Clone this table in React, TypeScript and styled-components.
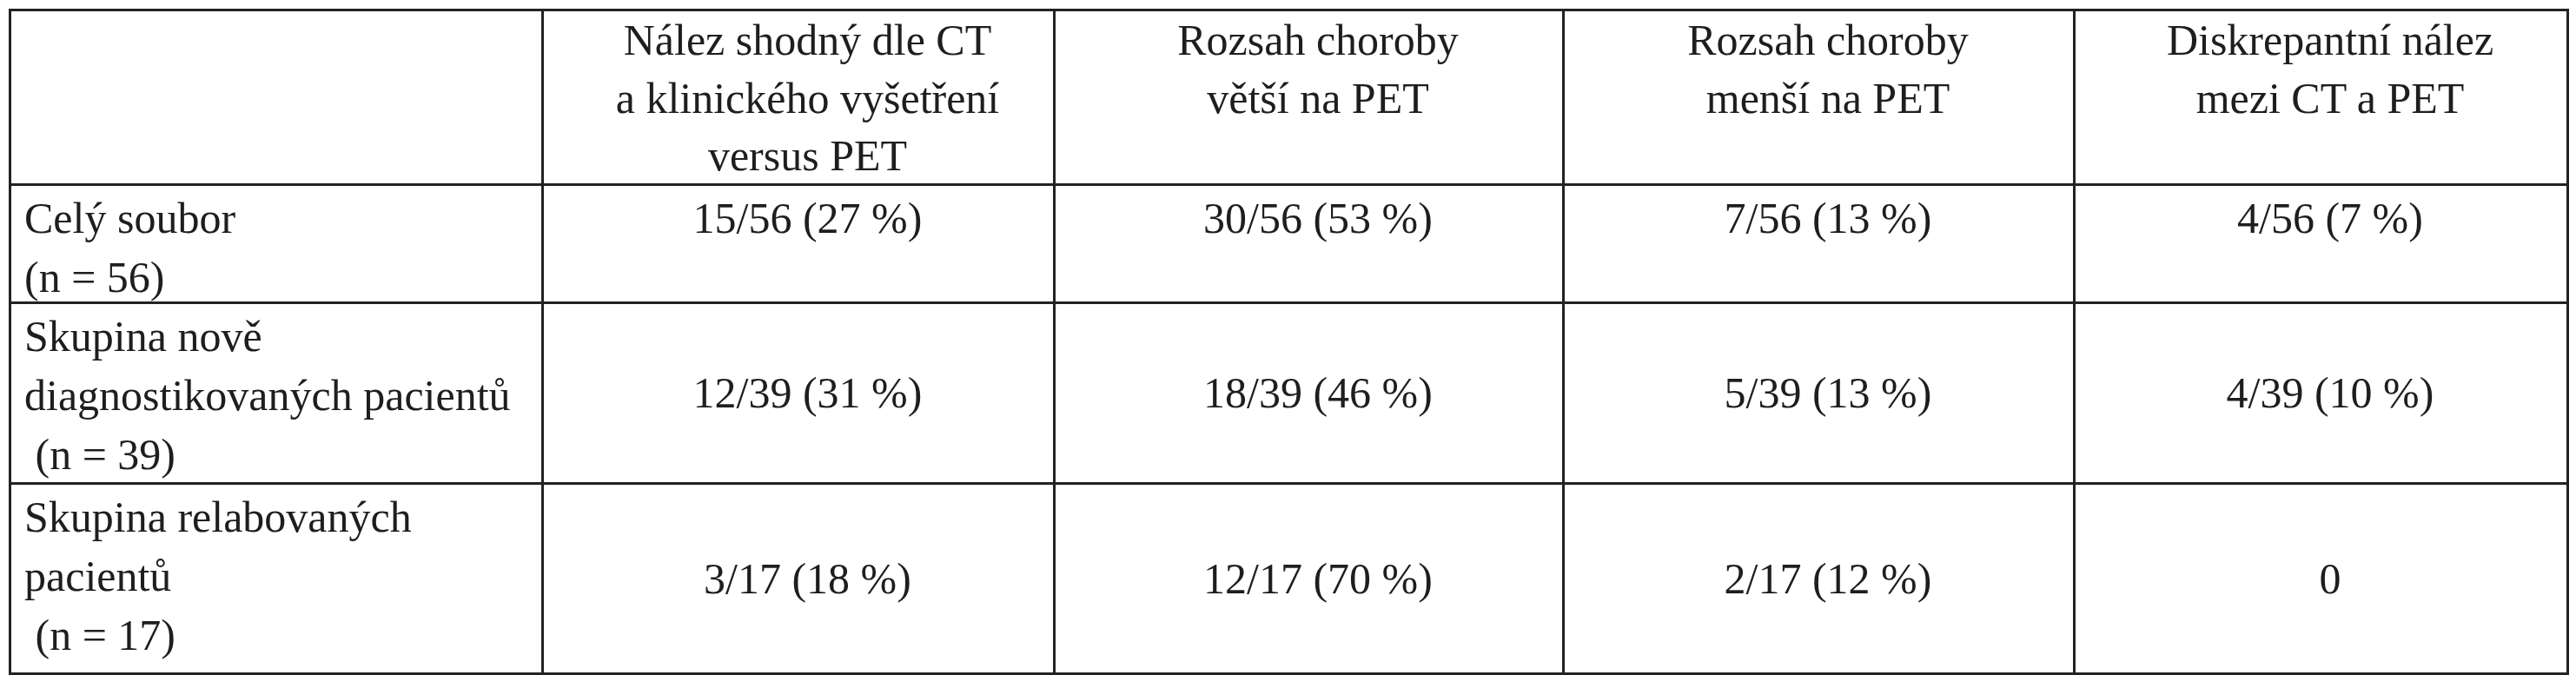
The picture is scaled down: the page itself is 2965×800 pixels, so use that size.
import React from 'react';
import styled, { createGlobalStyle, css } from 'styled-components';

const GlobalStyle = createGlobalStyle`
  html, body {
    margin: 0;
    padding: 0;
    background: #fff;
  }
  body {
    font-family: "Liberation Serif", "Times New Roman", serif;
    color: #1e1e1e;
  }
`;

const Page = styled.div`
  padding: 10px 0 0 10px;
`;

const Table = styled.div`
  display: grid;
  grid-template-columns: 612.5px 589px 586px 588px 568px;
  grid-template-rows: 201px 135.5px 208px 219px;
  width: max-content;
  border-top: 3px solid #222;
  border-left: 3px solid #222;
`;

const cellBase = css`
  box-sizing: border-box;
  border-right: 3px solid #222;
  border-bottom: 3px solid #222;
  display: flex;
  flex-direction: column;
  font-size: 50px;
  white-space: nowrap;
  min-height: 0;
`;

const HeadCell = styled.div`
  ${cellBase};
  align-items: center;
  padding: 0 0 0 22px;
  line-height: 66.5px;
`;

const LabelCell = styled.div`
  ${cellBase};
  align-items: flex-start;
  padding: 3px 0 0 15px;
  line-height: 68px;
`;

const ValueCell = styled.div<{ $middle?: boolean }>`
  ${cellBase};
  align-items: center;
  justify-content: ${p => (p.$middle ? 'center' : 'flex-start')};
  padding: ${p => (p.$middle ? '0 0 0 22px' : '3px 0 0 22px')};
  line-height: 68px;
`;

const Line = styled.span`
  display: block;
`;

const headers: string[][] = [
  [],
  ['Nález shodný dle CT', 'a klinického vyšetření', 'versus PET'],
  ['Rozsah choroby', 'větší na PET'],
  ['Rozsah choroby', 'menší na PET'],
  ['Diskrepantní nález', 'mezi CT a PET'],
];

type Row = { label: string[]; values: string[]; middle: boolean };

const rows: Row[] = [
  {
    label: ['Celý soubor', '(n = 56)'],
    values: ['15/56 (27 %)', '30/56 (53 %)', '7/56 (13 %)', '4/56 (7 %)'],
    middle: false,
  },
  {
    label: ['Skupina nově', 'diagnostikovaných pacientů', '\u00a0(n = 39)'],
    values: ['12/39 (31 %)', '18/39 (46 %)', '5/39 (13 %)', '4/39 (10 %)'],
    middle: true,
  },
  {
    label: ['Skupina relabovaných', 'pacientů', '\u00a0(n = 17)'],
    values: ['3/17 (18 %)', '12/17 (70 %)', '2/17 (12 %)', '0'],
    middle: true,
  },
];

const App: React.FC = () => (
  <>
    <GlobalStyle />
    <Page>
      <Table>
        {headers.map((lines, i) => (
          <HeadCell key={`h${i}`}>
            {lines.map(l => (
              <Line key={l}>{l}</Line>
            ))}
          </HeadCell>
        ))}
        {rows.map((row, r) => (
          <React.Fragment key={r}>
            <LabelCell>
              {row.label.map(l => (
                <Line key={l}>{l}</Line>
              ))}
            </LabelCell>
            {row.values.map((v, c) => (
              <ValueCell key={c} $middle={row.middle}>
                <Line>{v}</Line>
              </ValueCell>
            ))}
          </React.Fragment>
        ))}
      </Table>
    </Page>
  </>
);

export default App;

§ **What the exercise asks**
Give back the whole listing as it stands, minus its pictures.

§ **Full solution**
Clone this table in React, TypeScript and styled-components.
The picture is scaled down: the page itself is 2965×800 pixels, so use that size.
import React from 'react';
import styled, { createGlobalStyle, css } from 'styled-components';

const GlobalStyle = createGlobalStyle`
  html, body {
    margin: 0;
    padding: 0;
    background: #fff;
  }
  body {
    font-family: "Liberation Serif", "Times New Roman", serif;
    color: #1e1e1e;
  }
`;

const Page = styled.div`
  padding: 10px 0 0 10px;
`;

const Table = styled.div`
  display: grid;
  grid-template-columns: 612.5px 589px 586px 588px 568px;
  grid-template-rows: 201px 135.5px 208px 219px;
  width: max-content;
  border-top: 3px solid #222;
  border-left: 3px solid #222;
`;

const cellBase = css`
  box-sizing: border-box;
  border-right: 3px solid #222;
  border-bottom: 3px solid #222;
  display: flex;
  flex-direction: column;
  font-size: 50px;
  white-space: nowrap;
  min-height: 0;
`;

const HeadCell = styled.div`
  ${cellBase};
  align-items: center;
  padding: 0 0 0 22px;
  line-height: 66.5px;
`;

const LabelCell = styled.div`
  ${cellBase};
  align-items: flex-start;
  padding: 3px 0 0 15px;
  line-height: 68px;
`;

const ValueCell = styled.div<{ $middle?: boolean }>`
  ${cellBase};
  align-items: center;
  justify-content: ${p => (p.$middle ? 'center' : 'flex-start')};
  padding: ${p => (p.$middle ? '0 0 0 22px' : '3px 0 0 22px')};
  line-height: 68px;
`;

const Line = styled.span`
  display: block;
`;

const headers: string[][] = [
  [],
  ['Nález shodný dle CT', 'a klinického vyšetření', 'versus PET'],
  ['Rozsah choroby', 'větší na PET'],
  ['Rozsah choroby', 'menší na PET'],
  ['Diskrepantní nález', 'mezi CT a PET'],
];

type Row = { label: string[]; values: string[]; middle: boolean };

const rows: Row[] = [
  {
    label: ['Celý soubor', '(n = 56)'],
    values: ['15/56 (27 %)', '30/56 (53 %)', '7/56 (13 %)', '4/56 (7 %)'],
    middle: false,
  },
  {
    label: ['Skupina nově', 'diagnostikovaných pacientů', '\u00a0(n = 39)'],
    values: ['12/39 (31 %)', '18/39 (46 %)', '5/39 (13 %)', '4/39 (10 %)'],
    middle: true,
  },
  {
    label: ['Skupina relabovaných', 'pacientů', '\u00a0(n = 17)'],
    values: ['3/17 (18 %)', '12/17 (70 %)', '2/17 (12 %)', '0'],
    middle: true,
  },
];

const App: React.FC = () => (
  <>
    <GlobalStyle />
    <Page>
      <Table>
        {headers.map((lines, i) => (
          <HeadCell key={`h${i}`}>
            {lines.map(l => (
              <Line key={l}>{l}</Line>
            ))}
          </HeadCell>
        ))}
        {rows.map((row, r) => (
          <React.Fragment key={r}>
            <LabelCell>
              {row.label.map(l => (
                <Line key={l}>{l}</Line>
              ))}
            </LabelCell>
            {row.values.map((v, c) => (
              <ValueCell key={c} $middle={row.middle}>
                <Line>{v}</Line>
              </ValueCell>
            ))}
          </React.Fragment>
        ))}
      </Table>
    </Page>
  </>
);

export default App;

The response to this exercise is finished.